Japan’s coast guard said it was notified by North Korea about its planned launch of a “satellite rocket”, with safety cautioned in the waters between the Korean Peninsula and China and east of the Philippine island of Luzon beginning Monday and running through midnight June 3.
North Korea gives Japan its launch information because Japan’s coast guard coordinates and distributes maritime safety information in East Asia. North Korea’s planned launch likely would be an attempt to put its second military spy satellite into orbit.

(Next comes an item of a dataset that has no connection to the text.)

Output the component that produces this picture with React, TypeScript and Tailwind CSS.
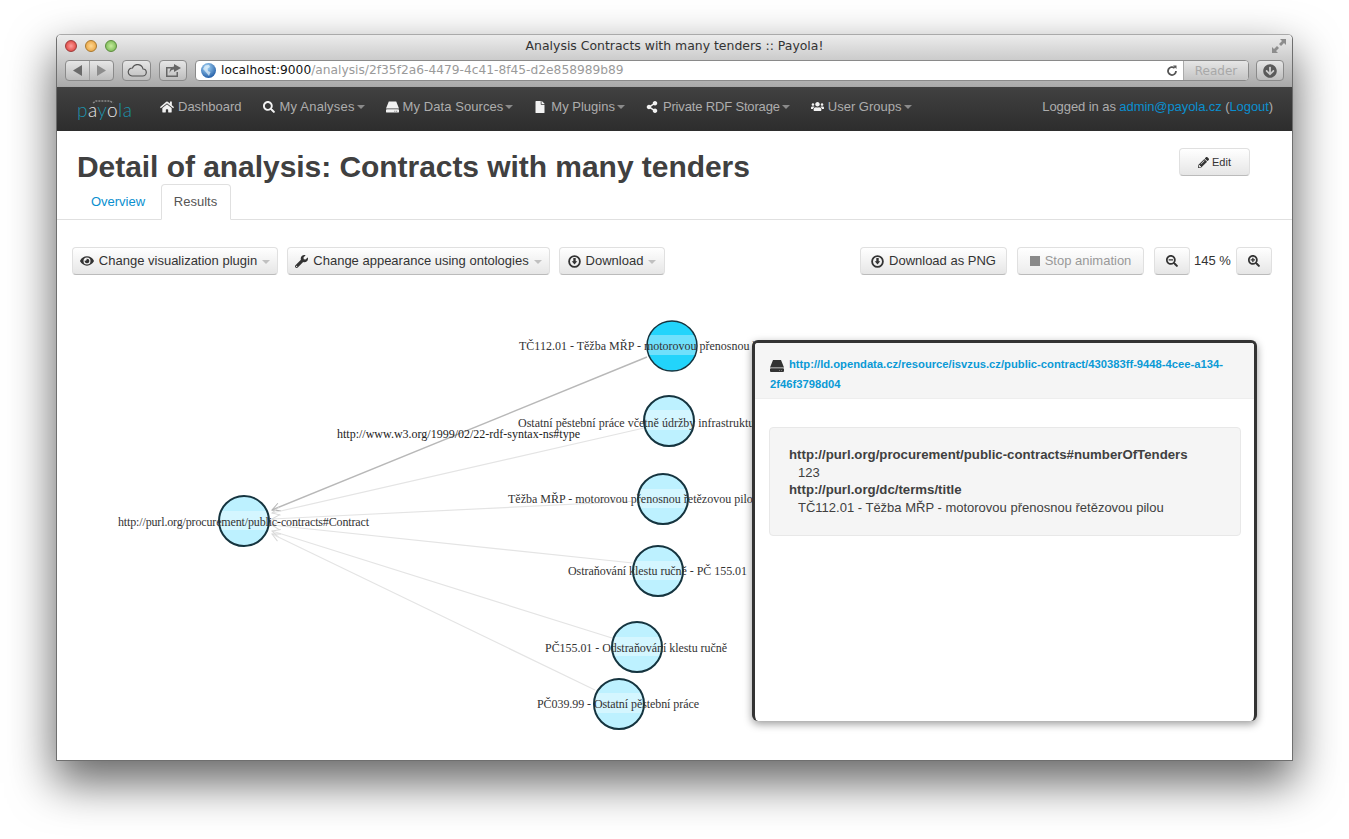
import {
  FaHome,
  FaSearch,
  FaFile,
  FaShareAlt,
  FaUsers,
  FaEye,
  FaWrench,
  FaPencilAlt,
  FaSearchMinus,
  FaSearchPlus,
  FaArrowCircleDown,
} from "react-icons/fa";

function HddIcon({ color = "currentColor" }: { color?: string }) {
  return (
    <svg width="14" height="12" viewBox="0 0 14 12" className="inline-block">
      <path d="M3 0h8l3 7.500H0z" fill={color} />
      <path d="M1 8.300h12a1 1 0 0 1 1 1V11a1 1 0 0 1-1 1H1a1 1 0 0 1-1-1V9.300a1 1 0 0 1 1-1z" fill={color} />
      <path d="M9 10h1v1H9zM11 10h1v1h-1z" fill="#777777" />
    </svg>
  );
}

function CircleDown() {
  return (
    <svg width="13" height="13" viewBox="0 0 13 13" fill="none">
      <circle cx="6.500" cy="6.500" r="5.400" stroke="#333333" strokeWidth="1.800" />
      <path d="M5.300 3h2.400v3.200h1.600L6.500 9.600 3.700 6.200h1.600z" fill="#333333" />
    </svg>
  );
}

const navItems = [
  { label: "My Analyses", icon: <FaSearch size={12} />, track: "tracking-[0.18px]" },
  { label: "My Data Sources", icon: <HddIcon />, track: "tracking-[0.07px]" },
  { label: "My Plugins", icon: <FaFile size={12} />, track: "" },
  { label: "Private RDF Storage", icon: <FaShareAlt size={12} />, track: "tracking-[-0.16px]" },
  { label: "User Groups", icon: <FaUsers size={15} />, track: "" },
];

const nodes = [
  { x: 672, y: 346, ly: 350, fill: "url(#nodeActive)", lx: 519, text: "TČ112.01 - Těžba MŘP - motorovou přenosnou řetězovou pilou" },
  { x: 669, y: 421, ly: 427, fill: "url(#node)", lx: 518, text: "Ostatní pěstební práce včetně údržby infrastruktury" },
  { x: 663, y: 499, ly: 503, fill: "url(#node)", lx: 508, text: "Těžba MŘP - motorovou přenosnou řetězovou pilou" },
  { x: 658, y: 571, ly: 575, fill: "url(#node)", lx: 568, w: 179, text: "Ostraňování klestu ručně - PČ 155.01" },
  { x: 637, y: 647, ly: 652, fill: "url(#node)", lx: 545, w: 182, text: "PČ155.01 - Odstraňování klestu ručně" },
  { x: 619, y: 704, ly: 708, fill: "url(#node)", lx: 537, w: 162, text: "PČ039.99 - Ostatní pěstební práce" },
  { x: 244, y: 521, ly: 526, fill: "url(#node)", lx: 118, w: 251, text: "http://purl.org/procurement/public-contracts#Contract" },
];

const edges = [
  { x1: 647, y1: 357, x2: 272, y2: 510, color: "#b8b8b8", width: 1.4, marker: "url(#arrowDark)" },
  { x1: 644, y1: 428, x2: 272, y2: 513, color: "#e4e4e4", width: 1.2, marker: "url(#arrow)" },
  { x1: 638, y1: 501, x2: 272, y2: 519, color: "#e4e4e4", width: 1.2, marker: "url(#arrow)" },
  { x1: 633, y1: 563, x2: 272, y2: 525, color: "#e4e4e4", width: 1.2, marker: "url(#arrow)" },
  { x1: 612, y1: 638, x2: 272, y2: 531, color: "#e4e4e4", width: 1.2, marker: "url(#arrow)" },
  { x1: 595, y1: 690, x2: 272, y2: 534, color: "#e4e4e4", width: 1.2, marker: "url(#arrow)" },
];

function Caret({ className = "border-t-[#c0c0c0]" }: { className?: string }) {
  return <span className={`mt-[1px] h-0 w-0 border-x-4 border-t-4 border-x-transparent ${className}`} />;
}

function Btn({ children, className = "" }: { children: React.ReactNode; className?: string }) {
  return (
    <button className={`flex h-7 items-center justify-center gap-[5px] rounded-[4px] border border-[#e0e0e0] border-b-[#bbbbbb] bg-linear-to-b from-white to-[#e6e6e6] text-[13px] text-[#333333] ${className}`}>
      {children}
    </button>
  );
}

function ToolBtn({ children, className = "" }: { children: React.ReactNode; className?: string }) {
  return (
    <div className={`flex h-[21px] items-center justify-center rounded-[4px] border border-[#8a8a8a] bg-linear-to-b from-[#e6e6e6] to-[#bdbdbd] text-[#555555] ${className}`}>
      {children}
    </div>
  );
}

function Graph() {
  return (
    <svg width="1235" height="470" viewBox="57 290 1235 470" className="block">
      <defs>
        <linearGradient id="node" x1="0" y1="0" x2="0" y2="1">
          <stop offset="0.29" stopColor="#bdf1ff" />
          <stop offset="0.29" stopColor="#d4f6ff" />
          <stop offset="0.68" stopColor="#d4f6ff" />
          <stop offset="0.68" stopColor="#bdf1ff" />
        </linearGradient>
        <linearGradient id="nodeActive" x1="0" y1="0" x2="0" y2="1">
          <stop offset="0.29" stopColor="#22d4fb" />
          <stop offset="0.29" stopColor="#6fe0fb" />
          <stop offset="0.68" stopColor="#6fe0fb" />
          <stop offset="0.68" stopColor="#22d4fb" />
        </linearGradient>
        <marker id="arrow" markerUnits="userSpaceOnUse" markerWidth="12" markerHeight="12" refX="10" refY="6" orient="auto">
          <path d="M2 2 L10 6 L2 10" fill="none" stroke="#d8d8d8" />
        </marker>
        <marker id="arrowDark" markerUnits="userSpaceOnUse" markerWidth="12" markerHeight="12" refX="10" refY="6" orient="auto">
          <path d="M2 2 L10 6 L2 10" fill="none" stroke="#b4b4b4" />
        </marker>
      </defs>
      {edges.map((e) => (
        <line key={e.y1} x1={e.x1} y1={e.y1} x2={e.x2} y2={e.y2} stroke={e.color} strokeWidth={e.width} markerEnd={e.marker} />
      ))}
      {nodes.map((n) => (
        <circle key={n.y} cx={n.x} cy={n.y} r="25" fill={n.fill} stroke="#15343f" strokeWidth={n.y === 346 ? 1.5 : 2} />
      ))}
      <g fontFamily="'Liberation Serif', serif" fontSize="12" fill="#333333">
        {nodes.map((n) => (
          <text key={n.text} x={n.lx} y={n.ly} textLength={n.w}>
            {n.text}
          </text>
        ))}
        <text x="337" y="438" fill="#222222">http://www.w3.org/1999/02/22-rdf-syntax-ns#type</text>
      </g>
    </svg>
  );
}

export default function App() {
  return (
    <div className="h-[839px] w-[1349px] overflow-hidden bg-white pl-[56px] pt-[34px] font-['Liberation_Sans',sans-serif]">
      <div className="flex h-[727px] w-[1237px] flex-col rounded-t-[5px] border border-[#6f6f6f] border-t-[#aaaaaa] shadow-[0_20px_45px_2px_rgba(0,0,0,0.6)]">
        {/* safari chrome */}
        <div className="h-[52px] shrink-0 rounded-t-[5px] bg-linear-to-b from-[#ececec] to-[#a9a9a9] px-[8px]">
          <div className="relative flex h-[25px] items-center justify-center pb-[2px] font-['DejaVu_Sans',sans-serif] text-[12.450px] text-[#333333]">
            <div className="absolute left-0 top-[5px] flex gap-[8px]">
              <span className="h-3 w-3 rounded-full border border-[#9c3a3a] bg-radial from-[#ff9a9a] to-[#d4292b]" />
              <span className="h-3 w-3 rounded-full border border-[#a8782e] bg-radial from-[#ffd890] to-[#e49a2a]" />
              <span className="h-3 w-3 rounded-full border border-[#5c8c3c] bg-radial from-[#c6ec9c] to-[#6cb048]" />
            </div>
            Analysis Contracts with many tenders :: Payola!
            <svg className="absolute right-[-2px] top-[4px]" width="14" height="14" viewBox="0 0 14 14" fill="#8c8c8c">
              <path d="M8 0h6v6l-2-2-3 3-2-2 3-3zM6 14H0V8l2 2 3-3 2 2-3 3z" />
            </svg>
          </div>
          <div className="flex items-center">
            <ToolBtn className="w-[49px] gap-[6px]">
              <svg width="10" height="11" viewBox="0 0 10 11" fill="#6b6b6b"><path d="M0 5.500 9 0v11z" /></svg>
              <span className="h-[19px] w-px bg-[#a0a0a0]" />
              <svg width="10" height="11" viewBox="0 0 10 11" fill="#8d8d8d"><path d="M10 5.500 1 0v11z" /></svg>
            </ToolBtn>
            <ToolBtn className="ml-[8px] w-[29px]">
              <svg width="20" height="13" viewBox="0 0 20 13" fill="none" stroke="#555555" strokeWidth="1.2">
                <path d="M5 12h10.500a3.500 3.500 0 0 0 .5-7 5.500 5.500 0 0 0-10.500-1A4 4 0 0 0 5 12z" />
              </svg>
            </ToolBtn>
            <ToolBtn className="ml-[8px] w-[28px]">
              <svg width="16" height="13" viewBox="0 0 16 13" fill="#666666">
                <path d="M1 3h6v1.500H2.500v7h9V8H13v5H1z" />
                <path d="M9 0l7 4-7 4V5.500C7 5.500 5.500 6.500 4.500 9 4.500 5 6.500 2.800 9 2.500z" />
              </svg>
            </ToolBtn>
            <div className="ml-[8px] flex h-[21px] w-[1054px] items-center overflow-hidden rounded-[4px] border border-[#8a8a8a] bg-white pl-[5px] font-['DejaVu_Sans',sans-serif] text-[12.240px]">
              <svg width="15" height="15" viewBox="0 0 15 15" className="shrink-0">
                <defs>
                  <radialGradient id="globe" cx="0.4" cy="0.3" r="0.8">
                    <stop offset="0" stopColor="#a6d8fa" />
                    <stop offset="1" stopColor="#144f9c" />
                  </radialGradient>
                </defs>
                <circle cx="7.500" cy="7.500" r="7.500" fill="url(#globe)" />
                <path d="M4 2.500 8 1.800 9 4 6.500 5.500 7 8 9.500 9 8 13 6 10.500 3.500 7.500 2 6z" fill="#e8f4fb" opacity="0.7" />
              </svg>
              <span className="ml-[5px] text-[#111111]">localhost:9000</span>
              <span className="text-[#9a9a9a]">/analysis/2f35f2a6-4479-4c41-8f45-d2e858989b89</span>
              <svg className="ml-auto mr-[5px]" width="12" height="12" viewBox="0 0 12 12" fill="none" stroke="#555555" strokeWidth="1.8">
                <path d="M10 6a4 4 0 1 1-1.400-3" />
                <path d="M7 0.500h3.500v3.500z" fill="#555555" stroke="none" />
              </svg>
              <div className="flex h-full w-[65px] items-center justify-center border-l border-[#aaaaaa] bg-linear-to-b from-[#e6e6e6] to-[#c4c4c4] text-[12px] text-[#a8a8a8]">
                Reader
              </div>
            </div>
            <ToolBtn className="ml-[7px] w-[28px]">
              <FaArrowCircleDown size={14} color="#5a5a5a" />
            </ToolBtn>
          </div>
        </div>

        {/* navbar */}
        <div className="flex h-[44px] shrink-0 items-center bg-linear-to-b from-[#414141] to-[#2d2d2d] pb-[5px] pl-[20px] pr-[19px] text-[13px] text-[#adadad] shadow-[0_1px_2px_rgba(0,0,0,0.15)]">
          <div className="relative mt-[5px] w-[83px] font-['Lato',sans-serif] text-[19px] font-light leading-none tracking-[0.4px] text-[#1d93ad]">
            <svg className="absolute left-[15px] top-[0px]" width="22" height="4" viewBox="0 0 22 4" fill="none" stroke="#8a8a8a" strokeWidth="1.5" strokeDasharray="2 1">
              <path d="M1 3 4 1h14l3 2" />
            </svg>
            p<span className="text-[#e6e6e6]">a</span>y<span className="text-[#e6e6e6]">o</span>la
          </div>
          <div className="flex items-center gap-[21px]">
            <div className="flex items-center gap-[4px]">
              <span className="flex w-[14px] text-[#f2f2f2]"><FaHome size={14} /></span>
              Dashboard
            </div>
            {navItems.map((item) => (
              <div key={item.label} className="flex items-center gap-[4px]">
                <span className="flex w-[13px] text-[#f2f2f2]">{item.icon}</span>
                <span className={item.track}>{item.label}</span>
                <Caret className="-ml-[2px] border-t-[#8a8a8a]" />
              </div>
            ))}
          </div>
          <div className="ml-auto tracking-[-0.08px]">
            Logged in as <span className="text-[#0a8fcf]">admin@payola.cz</span> (<span className="text-[#0a8fcf]">Logout</span>)
          </div>
        </div>

        {/* page */}
        <div className="flex flex-1 flex-col bg-white">
          <div className="flex h-[53px] shrink-0 items-start justify-between pl-[20px] pr-[42px] pt-[17px]">
            <h1 className="mt-px text-[30px] font-bold leading-[36px] tracking-[-0.05px] text-[#404040]">Detail of analysis: Contracts with many tenders</h1>
            <Btn className="w-[71px] !gap-[3px]">
              <FaPencilAlt size={11} /> <span className="text-[11px]">Edit</span>
            </Btn>
          </div>
          <div className="flex h-[36px] shrink-0 border-b border-[#e0e0e0] pl-[19px] text-[13px]">
            <div className="flex w-[85px] items-center justify-center pr-[1px] text-[#0a8fcf]">Overview</div>
            <div className="-mb-px flex w-[70px] items-center justify-center rounded-t-[4px] border border-[#e0e0e0] border-b-white bg-white pr-[1px] text-[#555555]">Results</div>
          </div>
          <div className="flex shrink-0 items-center pb-[15px] pl-[15px] pr-[20px] pt-[27px]">
            <Btn className="w-[206px]"><FaEye size={14} /> Change visualization plugin <Caret /></Btn>
            <Btn className="ml-[9px] w-[263px]"><FaWrench size={13} /> Change appearance using ontologies <Caret /></Btn>
            <Btn className="ml-[9px] w-[106px]"><CircleDown /> Download <Caret /></Btn>
            <Btn className="ml-auto w-[147px]"><CircleDown /> Download as PNG</Btn>
            <Btn className="ml-[10px] w-[127px] from-[#f2f2f2] to-[#ececec] text-[#999999]">
              <span className="h-[10px] w-[10px] bg-[#8a8a8a]" /> Stop animation
            </Btn>
            <Btn className="ml-[10px] w-9"><FaSearchMinus size={12} /></Btn>
            <span className="ml-1 mr-[5px] w-[37px] text-[13px] text-[#333333]">145 %</span>
            <Btn className="w-9"><FaSearchPlus size={12} /></Btn>
          </div>
          <div className="relative flex-1">
            <Graph />
            <div className="absolute left-[695px] top-[50px] h-[381px] w-[505px] overflow-hidden rounded-[6px] border-[3px] border-b-0 border-[#333333] bg-white shadow-[0_3px_8px_rgba(0,0,0,0.4)]">
              <div className="h-[56px] border-b border-[#eeeeee] bg-[#f5f5f5] pl-[15px] pr-[20px] pt-[12px] text-[11.230px] font-bold leading-[19px] text-[#0a9ad6]">
                <span className="mr-[5px] align-[-1px]"><HddIcon color="#333333" /></span>
                http://ld.opendata.cz/resource/isvzus.cz/public-contract/430383ff-9448-4cee-a134-2f46f3798d04
              </div>
              <div className="ml-[14px] mr-[13px] mt-[28px] h-[109px] rounded-[4px] border border-[#e8e8e8] bg-[#f5f5f5] pl-[19px] pt-[18px] text-[13px] leading-[17.500px] text-[#404040]">
                <div className="text-[13.230px] font-bold">http://purl.org/procurement/public-contracts#numberOfTenders</div>
                <div className="pl-[9px]">123</div>
                <div className="text-[13.230px] font-bold">http://purl.org/dc/terms/title</div>
                <div className="pl-[9px]">TČ112.01 - Těžba MŘP - motorovou přenosnou řetězovou pilou</div>
              </div>
            </div>
          </div>
        </div>
      </div>
    </div>
  );
}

South Korea’s military said Friday it detected signs of suspected preparations to launch a spy satellite at North Korea’s main Tongchangri launch facility in the northwest.
The UN bans North Korea from conducting any satellite launches, viewing them as covers for testing its long-range missile technology. North Korea has steadfastly maintained it has the right to launch satellites and test missiles. It says spy satellites would allow it to better monitor the US and South Korea’s moves and enhance the precision-strike capability of its nuclear-capable missiles.
“Any launch (by North Korea) using ballistic missile technology would directly violate U.N. Security Council resolutions and undermine peace and security of the region and world,” Yoon said at the start of the meeting with Kishida and Li. “If North Korea presses ahead with its launch despite the international warning, I think the international community must sternly deal with it.”‘ Kishida said he strongly urged North Korea to cancel the launch plan. China is a North Korean ally, and Li didn’t mention the North Korean launch plan.
In phone talks earlier on Monday, senior diplomats from Japan, South Korea and the United States agreed to urge North Korea to cancel the launch.
South Korea’s Unification Ministry separately called a satellite launch by North Korea “a provocation that seriously threatens our and regional security”.
Last November, North Korea sent its first military reconnaissance satellite into orbit as part of its efforts to build a space-based surveillance network to cope with what it calls increasing US-led military threats.
North Korean leader Kim Jong Un later told a year-end governing party meeting that the country would launch three additional military spy satellites in 2024.
Whether the North Korean satellites can produce militarily meaningful imagery is widely doubted, but some civilian experts say operating several satellites could help North Korea monitor big targets at all times.
The latest launch notification to Japan identifies the same danger zones for potential rocket debris as those identified prior to North Korea’s last launch.
That suggests North Korea would use the same first and second stages of the rocket as before, said Chang Young-keun, a missile expert at the Seoul-based Korea Research Institute for National Strategy.
Chang said launching three satellites this year would allow North Korea to obtain imagery on sites in South Korea, Japan and the US Pacific territory of Guam more frequently.
Since 2022, North Korea has been engaged in a provocative run of missile tests to modernize and expand its weapons arsenals, prompting the US, South Korea and Japan to strengthen their security partnership in response. Experts say North Korea likely believes an enlarged weapons arsenals would increase its leverage in future diplomacy with the US.
North Korea wasn’t among matters listed on the official agendas for Monday’s trilateral meeting between Yoon, Kishida and Li.
But during a bilateral meeting with Li on Sunday, Yoon asked China, as a permanent member of the UN Security Council, to contribute to promoting peace on the Korean Peninsula, while speaking about North Korea’s nuclear programme and its deepening military ties with Russia, according to Yoon’s office.
South Korea, Japan and the US have long urged China – North Korea’s major ally and economic pipeline – to use its leverage to persuade the North to abandon its nuclear ambitions. But China is suspected of avoiding fully enforcing UN sanctions on North Korea and sending clandestine aid shipments to help its impoverished neighbour stay afloat.